Jared Wolff: I think that we’re going to start off below three and I think through the end of Q4, we’re going to start moving up, and we’ll be above three by the end of 2024. But that’s going to be a function of rates and a whole bunch of things. So just we’re going to start off in the upper twos and then we’ll start growing above three. Call it halfway through the year and we’ll go from there. I don’t know that I should provide you more color than that because I don’t actually know. We think we know, and we think there’s a lot of things that we can flex, but if loan yields aren’t as high, then deposit costs are probably lower too, right? So all that stuff is moving around and then it becomes a volume question. So I think hopefully that’s helpful.

Andrew Terrell: Yeah, I know. Not trying to back you into anything, just trying to spot check my model maybe. But no, that’s very helpful and I really appreciate it. Okay, that’s it for me. Thank you.

Operator: Our last question comes from David Feaster of Raymond James. Please go ahead

David Feaster: Hey, good morning, everybody.

Jared Wolff: Good morning.

David Feaster: You know, look, the timing of the closing has been incredibly fast. It’s great to see a testament to your team’s hard work. As we think about the closing of a deal this size and getting everything set in place, does essentially having a four month lead time pose any challenges for your integration team? I’m just curious, especially with all the balance sheet moves that you have, I guess, what processes and procedures I mean, you’ve got a lot of experience doing this, but I’m just curious what processes, procedures that you put in place to help ensure a seamless integration as close approaches quickly?

Jared Wolff: Well, the conversion and integration formally take place in May, so we’re closing the books and the two banks are kind of running as one, but there are things that will remain separate, and in fact, by keeping it till May, we’re substantially minimizing the risk. There was a chance we were going to do it in March, and we pushed it to May to make sure that we do it right. And so I think that’s part of the experience of the team saying, no, that’s too fast. We’re going to do it in March and we’re going to do it in May and make sure we get it right.
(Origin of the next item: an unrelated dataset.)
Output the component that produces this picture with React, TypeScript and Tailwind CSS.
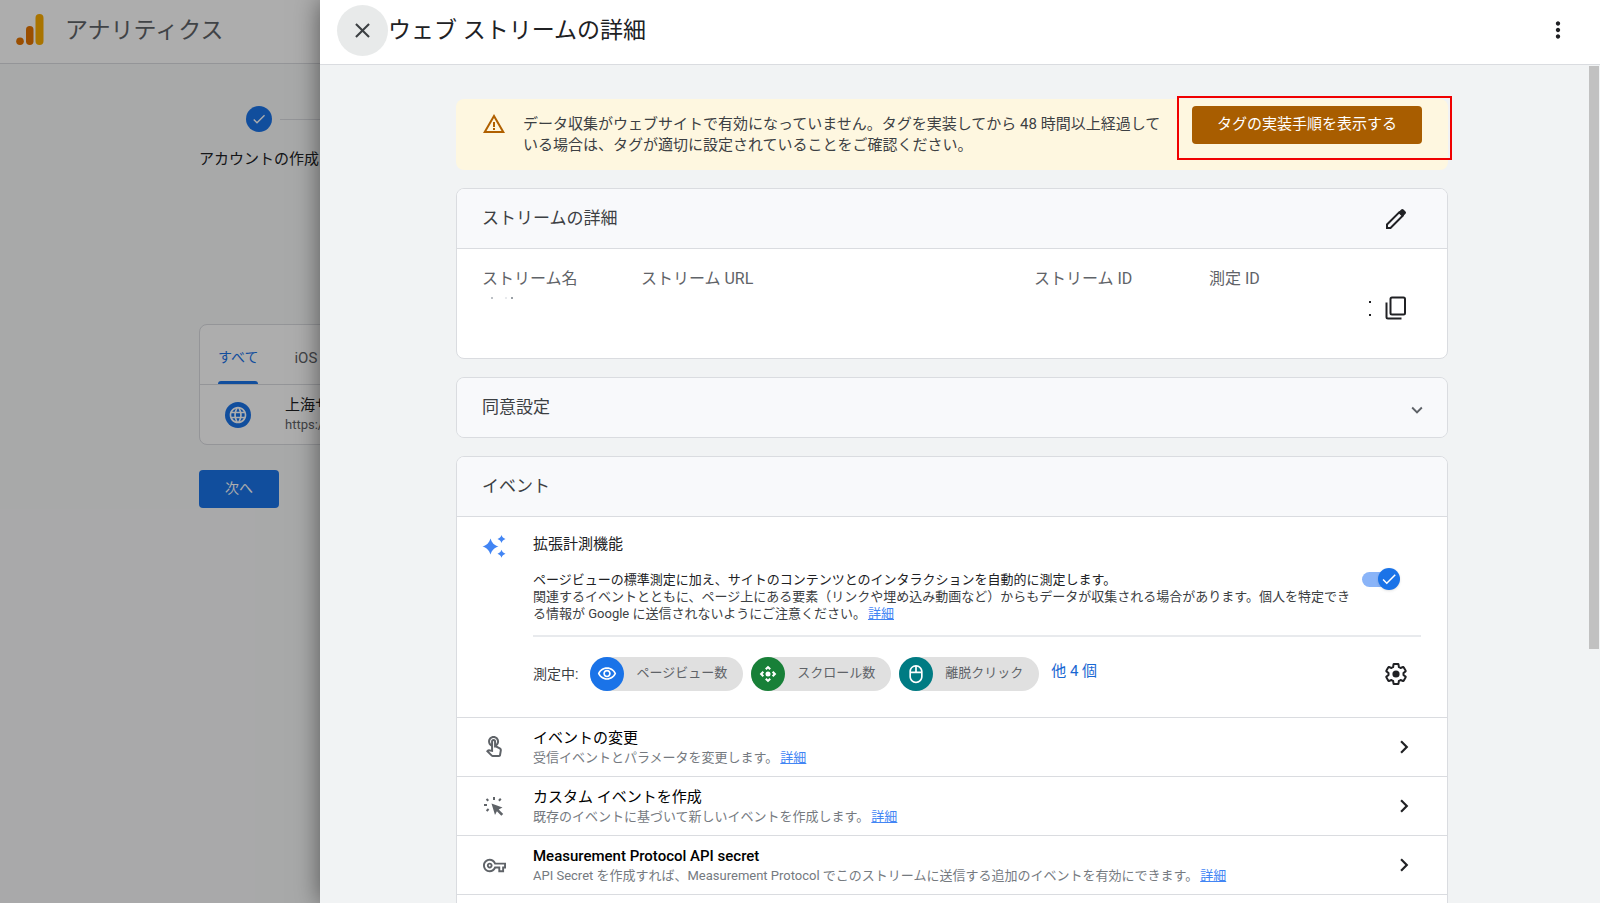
import type { ReactNode } from "react";
import {
  MdCheck,
  MdClose,
  MdControlCamera,
  MdExpandMore,
  MdLanguage,
  MdMoreVert,
  MdOutlineMouse,
  MdOutlineTouchApp,
  MdOutlineVisibility,
  MdOutlineVpnKey,
  MdNavigateNext,
  MdWarningAmber,
} from "react-icons/md";

function AnalyticsLogo() {
  return (
    <svg width="28" height="32" viewBox="0 0 28 32" className="shrink-0">
      <rect x="19.5" y="0" width="8" height="31" rx="4" fill="#F9AB00" />
      <rect x="10" y="12" width="7.5" height="19" rx="3.75" fill="#E37400" />
      <circle cx="4" cy="27.3" r="3.8" fill="#E37400" />
    </svg>
  );
}

function SparkleIcon() {
  return (
    <svg width="24" height="24" viewBox="0 0 24 24" fill="#4285F4">
      <path d="M8.5 3.5C10 8 12 10 16.500 11.500C12 13 10 15 8.500 19.500C7 15 5 13 .5 11.500C5 10 7 8 8.500 3.500z" />
      <path d="M19.500 0C20.300 2.200 21.300 3.200 23.500 4C21.300 4.800 20.300 5.800 19.500 8C18.700 5.800 17.700 4.800 15.500 4C17.700 3.200 18.700 2.200 19.500 0z" />
      <path d="M19.500 14.800C20.300 17 21.300 18 23.500 18.800C21.300 19.600 20.300 20.600 19.500 22.800C18.700 20.600 17.700 19.600 15.500 18.800C17.700 18 18.700 17 19.500 14.800z" />
    </svg>
  );
}

function PencilIcon() {
  return (
    <svg width="22" height="22" viewBox="0 0 22 22" fill="none" stroke="currentColor" strokeWidth="2">
      <path d="M2 20v-3.500L14.200 4.300l3.500 3.500L5.500 20z" />
      <path
        d="M13.500 4.200l2.700-2.700a1.600 1.600 0 0 1 2.300 0l2 2a1.600 1.600 0 0 1 0 2.300l-2.700 2.700z"
        fill="currentColor"
        stroke="none"
      />
    </svg>
  );
}

function CopyIcon() {
  return (
    <svg width="22" height="24" viewBox="0 0 22 24" fill="none" stroke="currentColor" strokeWidth="2">
      <rect x="5.500" y="1.500" width="14.500" height="17" rx="1.500" />
      <path d="M1.500 6.500V21a1.500 1.500 0 0 0 1.500 1.500h13.500" />
    </svg>
  );
}

function ClickIcon() {
  return (
    <svg width="22" height="22" viewBox="0 0 22 22" fill="currentColor">
      <path d="M8.500 8.500l11 4-3.800 2 4.500 4.400-1.900 1.900-4.400-4.500-1.900 3.600z" />
      <path
        d="M1 10h3M3.500 4l1.800 1.800M11 2v3M17.800 3.700l-1.900 2M3.600 16l2-2"
        fill="none"
        stroke="currentColor"
        strokeWidth="2"
      />
    </svg>
  );
}

function GearIcon() {
  return (
    <svg width="24" height="24" viewBox="0 0 24 24" fill="none" stroke="currentColor" strokeWidth="2">
      <path
        strokeLinejoin="round"
        d="M19.43 12.98c.04-.32.07-.64.07-.98s-.03-.66-.07-.98l2.110-1.650c.19-.15.24-.42.12-.64l-2-3.460c-.12-.22-.39-.3-.61-.22l-2.490 1c-.52-.4-1.080-.73-1.690-.98l-.38-2.650C14.460 2.180 14.250 2 14 2h-4c-.25 0-.46.18-.49.42l-.38 2.650c-.61.25-1.170.59-1.690.98l-2.490-1c-.23-.09-.49 0-.61.22l-2 3.460c-.13.22-.07.49.12.64l2.110 1.650c-.04.32-.07.65-.07.98s.03.66.07.98l-2.110 1.650c-.19.15-.24.42-.12.64l2 3.460c.12.22.39.3.61.22l2.490-1c.52.4 1.080.73 1.690.98l.38 2.650c.03.24.24.42.49.42h4c.25 0 .46-.18.49-.42l.38-2.650c.61-.25 1.170-.59 1.690-.98l2.490 1c.23.09.49 0 .61-.22l2-3.460c.12-.22.07-.49-.12-.64z"
      />
      <circle cx="12" cy="12" r="3.600" fill="currentColor" stroke="none" />
    </svg>
  );
}

const chips = [
  { label: "ページビュー数", color: "bg-[#1a73e8]", icon: <MdOutlineVisibility size={20} /> },
  { label: "スクロール数", color: "bg-[#188038]", icon: <MdControlCamera size={20} /> },
  { label: "離脱クリック", color: "bg-[#007b83]", icon: <MdOutlineMouse size={20} /> },
];

const eventRows = [
  {
    title: "イベントの変更",
    text: "受信イベントとパラメータを変更します。",
    icon: <MdOutlineTouchApp size={24} />,
    weight: "font-normal",
  },
  {
    title: "カスタム イベントを作成",
    text: "既存のイベントに基づいて新しいイベントを作成します。",
    icon: <ClickIcon />,
    weight: "font-normal",
  },
  {
    title: "Measurement Protocol API secret",
    text: "API Secret を作成すれば、Measurement Protocol でこのストリームに送信する追加のイベントを有効にできます。",
    icon: <MdOutlineVpnKey size={23} />,
    weight: "font-medium",
  },
];

function DetailsLink() {
  return (
    <a href="#details" className="ml-[2px] text-[#4285f4] underline">
      詳細
    </a>
  );
}

function Card({ title, action, children }: { title: string; action?: ReactNode; children?: ReactNode }) {
  return (
    <section className="overflow-hidden rounded-lg border border-[#dadce0] bg-white">
      <header className="flex h-[59px] items-center justify-between bg-[#f8f9fb] pl-[25px]">
        <h2 className="pb-[2px] text-[17px] leading-6 text-[#3c4043]">{title}</h2>
        {action}
      </header>
      {children}
    </section>
  );
}

function SetupPage() {
  return (
    <div className="h-full bg-[#f8f9fa]">
      <header className="flex h-16 items-center gap-[21px] border-b border-[#dadce0] bg-white px-4 pb-1">
        <AnalyticsLogo />
        <span className="pt-[2px] text-[23px] leading-8 text-[#5f6368]">アナリティクス</span>
      </header>
      <div className="w-[1200px] pt-[42px] pl-[199px]">
        <div className="flex items-center gap-2 pl-[47px]">
          <span className="flex size-[26px] items-center justify-center rounded-full bg-[#1a73e8] text-white">
            <MdCheck size={16} />
          </span>
          <span className="h-px flex-1 bg-[#dadce0]" />
        </div>
        <p className="mt-[15px] text-[15px] leading-6 text-[#202124]">アカウントの作成</p>

        <div className="mt-[153px] rounded-lg border border-[#dadce0] bg-white">
          <div className="flex h-[60px] items-end gap-9 border-b border-[#dadce0] pl-[18px] text-[14px] leading-6">
            <button className="flex flex-col items-center text-[#1a73e8]">
              すべて
              <span className="mt-3 h-[3px] w-10 rounded-t bg-[#1a73e8]" />
            </button>
            <button className="pb-[14px] text-[15px] text-[#5f6368]">iOS</button>
          </div>
          <div className="flex h-[59px] items-center gap-[34px] pl-[25px]">
            <span className="flex size-[26px] items-center justify-center rounded-full bg-[#1a73e8] text-white">
              <MdLanguage size={20} />
            </span>
            <div>
              <p className="text-[15px] leading-5 text-[#202124]">上海サイト</p>
              <p className="text-[13px] leading-5 text-[#5f6368]">https://</p>
            </div>
          </div>
        </div>

        <button className="mt-[25px] h-[38px] rounded bg-[#1a73e8] px-[26px] pb-[2px] text-[14px] text-white">
          次へ
        </button>
      </div>
    </div>
  );
}

function WarningBanner() {
  return (
    <div className="flex items-start rounded-lg bg-[#fef7e0] pt-[7px] pb-[14px] pl-[26px]">
      <MdWarningAmber size={24} className="mt-[6px] shrink-0 text-[#b06000]" />
      <p className="ml-[17px] flex-1 pt-2 text-[15px] leading-[21px] text-[#3c4043]">
        データ収集がウェブサイトで有効になっていません。タグを実装してから 48
        時間以上経過している場合は、タグが適切に設定されていることをご確認ください。
      </p>
      <div className="relative mr-[26px] ml-6">
        <button className="h-[38px] rounded bg-[#a85d00] px-[25px] pb-[2px] text-[15px] text-white">
          タグの実装手順を表示する
        </button>
        <span className="pointer-events-none absolute -top-[10px] -right-[30px] -bottom-4 -left-[15px] border-2 border-[#f00000]" />
      </div>
    </div>
  );
}

function StreamDetails() {
  return (
    <Card
      title="ストリームの詳細"
      action={
        <button aria-label="編集" className="mr-10 text-[#202124]">
          <PencilIcon />
        </button>
      }
    >
      <dl className="grid h-[110px] grid-cols-[159fr_393fr_175fr_238fr] items-start border-t border-[#dadce0] pt-[18px] pl-[25px] text-[16px] leading-6 text-[#5f6368]">
        <div>
          <dt>ストリーム名</dt>
          <dd className="flex gap-2 pt-[6px] pl-[9px]">
            <span className="size-[2px] bg-[#bdc1c6]" />
            <span className="ml-1 size-[2px] bg-[#e8eaed]" />
            <span className="-ml-1 size-[2px] bg-[#9aa0a6]" />
          </dd>
        </div>
        <dt>ストリーム URL</dt>
        <dt>ストリーム ID</dt>
        <div>
          <dt>測定 ID</dt>
          <dd className="flex items-center justify-end gap-[14px] pt-[5px] pr-10 text-[#202124]">
            <span className="flex flex-col gap-[11px]">
              <span className="size-[2px] bg-[#202124]" />
              <span className="size-[2px] bg-[#202124]" />
            </span>
            <button aria-label="コピー">
              <CopyIcon />
            </button>
          </dd>
        </div>
      </dl>
    </Card>
  );
}

function EnhancedMeasurement() {
  return (
    <div className="flex gap-[27px] border-t border-[#dadce0] pt-[17px] pb-[26px] pl-[25px]">
      <div className="shrink-0 pt-px">
        <SparkleIcon />
      </div>
      <div className="mr-[26px] flex-1 text-[#3c4043]">
        <h3 className="text-[15px] leading-5 text-[#202124]">拡張計測機能</h3>
        <div className="mt-[17px] flex items-start justify-between">
          <div className="max-w-[824px] text-[13px] leading-[17px]">
            <p className="text-[#202124]">
              ページビューの標準測定に加え、サイトのコンテンツとのインタラクションを自動的に測定します。
            </p>
            <p>
              関連するイベントとともに、ページ上にある要素（リンクや埋め込み動画など）からもデータが収集される場合があります。個人を特定できる情報が
              Google に送信されないようにご注意ください。
              <DetailsLink />
            </p>
          </div>
          <label className="relative mr-[21px] flex h-4 w-[38px] shrink-0 items-center">
            <input
              type="checkbox"
              role="switch"
              defaultChecked
              aria-label="拡張計測機能"
              className="h-[15px] w-9 appearance-none rounded-full bg-[#8ab4f8]"
            />
            <span className="absolute -top-[3px] right-0 flex size-[22px] items-center justify-center rounded-full bg-[#1a73e8] text-white shadow">
              <MdCheck size={18} />
            </span>
          </label>
        </div>
        <hr className="mt-[13px] border-t-2 border-[#e8eaed]" />
        <div className="mt-5 flex items-center gap-2">
          <span className="mr-1 text-[14px] leading-6">測定中:</span>
          {chips.map((chip) => (
            <span key={chip.label} className="flex h-[34px] items-center gap-3 rounded-full bg-[#e0e0e0] pr-4">
              <span className={`flex size-[34px] items-center justify-center rounded-full text-white ${chip.color}`}>
                {chip.icon}
              </span>
              <span className="pb-[2px] text-[13px] leading-5 text-[#5f6368]">{chip.label}</span>
            </span>
          ))}
          <button className="ml-1 pb-[6px] text-[15px] leading-5 text-[#1967d2]">他 4 個</button>
          <button aria-label="設定" className="mr-[13px] ml-auto text-[#202124]">
            <GearIcon />
          </button>
        </div>
      </div>
    </div>
  );
}

function StreamDrawer() {
  return (
    <aside className="absolute inset-y-0 right-0 left-80 flex flex-col bg-[#f1f3f4] shadow-[0_0_24px_rgba(0,0,0,0.5)]">
      <header className="flex h-[65px] shrink-0 items-center border-b border-[#dadce0] bg-white pr-[29px] pb-1 pl-[17px]">
        <button
          aria-label="閉じる"
          className="flex size-[51px] items-center justify-center rounded-full bg-[#e8eaea] text-[#3c4043]"
        >
          <MdClose size={25} />
        </button>
        <h1 className="pt-[2px] text-[23px] leading-8 text-[#202124]">ウェブ ストリームの詳細</h1>
        <button aria-label="その他" className="ml-auto text-[#202124]">
          <MdMoreVert size={26} />
        </button>
      </header>
      <div className="flex min-h-0 flex-1">
        <div className="flex-1 overflow-hidden px-4 pt-[34px]">
          <main className="mx-auto flex max-w-[992px] flex-col gap-[18px]">
            <WarningBanner />
            <StreamDetails />
            <Card
              title="同意設定"
              action={
                <button aria-label="展開" className="mt-1 mr-[19px] text-[#5f6368]">
                  <MdExpandMore size={22} />
                </button>
              }
            />
            <Card title="イベント">
              <EnhancedMeasurement />
              {eventRows.map((row) => (
                <div key={row.title} className="flex h-[59px] items-center border-t border-[#dadce0] pr-[30px] pl-[25px]">
                  <span className="flex w-6 justify-center text-[#5f6368]">{row.icon}</span>
                  <div className="ml-[27px] flex-1">
                    <h3 className={`text-[15px] leading-5 text-black ${row.weight}`}>{row.title}</h3>
                    <p className="text-[13px] leading-[19px] text-[#757a7f]">
                      {row.text}
                      <DetailsLink />
                    </p>
                  </div>
                  <button aria-label={row.title} className="text-[#202124]">
                    <MdNavigateNext size={26} />
                  </button>
                </div>
              ))}
              <div className="h-[59px] border-t border-[#dadce0]" />
            </Card>
          </main>
        </div>
        <div className="w-4 shrink-0 pt-px pl-[5px]">
          <div className="h-[583px] w-[10px] bg-[#c1c1c1]" />
        </div>
      </div>
    </aside>
  );
}

export default function App() {
  return (
    <div className="relative h-screen overflow-hidden font-[Roboto,'Noto_Sans_CJK_JP',sans-serif]" lang="ja">
      <SetupPage />
      <div className="absolute inset-0 bg-black/32" />
      <StreamDrawer />
    </div>
  );
}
And it’s going to cost us a little bit more, but we’re good. And so I think our teams are doing a great job working very closely together. We got a senior management committee of 25 people that’s the leadership of the combined company that’s been meeting every week.

We have a larger work stream that meets every week as well. And our teams have worked incredibly closely together, and it’s made up of a mix of people from both companies. So I think that risk is well managed. There’s risk in every deal. We actually had a third party consultant come in and look at our process on the outside and make sure there weren’t any gaps, and we got very high marks and so couldn’t be more pleased with the combined effort of the teams.

David Feaster: That’s great. And I guess as you’ve gotten deeper into this and with the deal closed, now approaching, it sounds like maybe that there’s some additional cost saves that you’ve kind of got in your back pocket. But are there any other balance sheet restructuring opportunities that you’ve identified or even just, you know, these companies really well? Is there anything that you’re maybe more excited about today with the deal than when you even initially announced it just a couple of months ago?

Jared Wolff: Well, as I said at the outset, I think PacWest did a remarkable job of repositioning their company. And Paul and his team know, and everybody at PacWest worked really hard to reposition that company under very difficult, you know, Bill Black and everybody who was involved in really trying to figure out a way to restructure that company and get assets sold, they did it in remarkable time, and that really derisked that bank. And so we’ve been through that company exhaustively. I just had an hour and a half call with their team the other day on a whole bunch of things, and I had, I don’t know, 45 or an hour call on credit. And things are what we think they are. And what we think they are is much better than other people might think that they are.

I mean, we’re looking at this and our investors know because they were in there at a very granular level. The background of the merger is clear at how long the investors were in there before we were. So I think the company is much better positioned than people see on the outside. And I’m okay with holding some of that upside for us. There’s going to be things that don’t go the way we think we’re going to go. So I’m not prepared to give away all the upside yet. I’m very comfortable, though, reaffirming our range of earnings and feel very good about it.

David Feaster: Okay, that’s terrific. And last one, just you talked about origination and kind of slowing, and it sounds like a lot of that is just strategic from your standpoint. You kind of pumping the brakes just given some of the funding challenges and the loan to deposit ratio. But I’m just curious maybe how demand is trending from your perspective? Where are you seeing good opportunities? And once the balance sheet optimization occurs and funding kind of frees up, where do you see the most immediate opportunities for you to start really driving growth?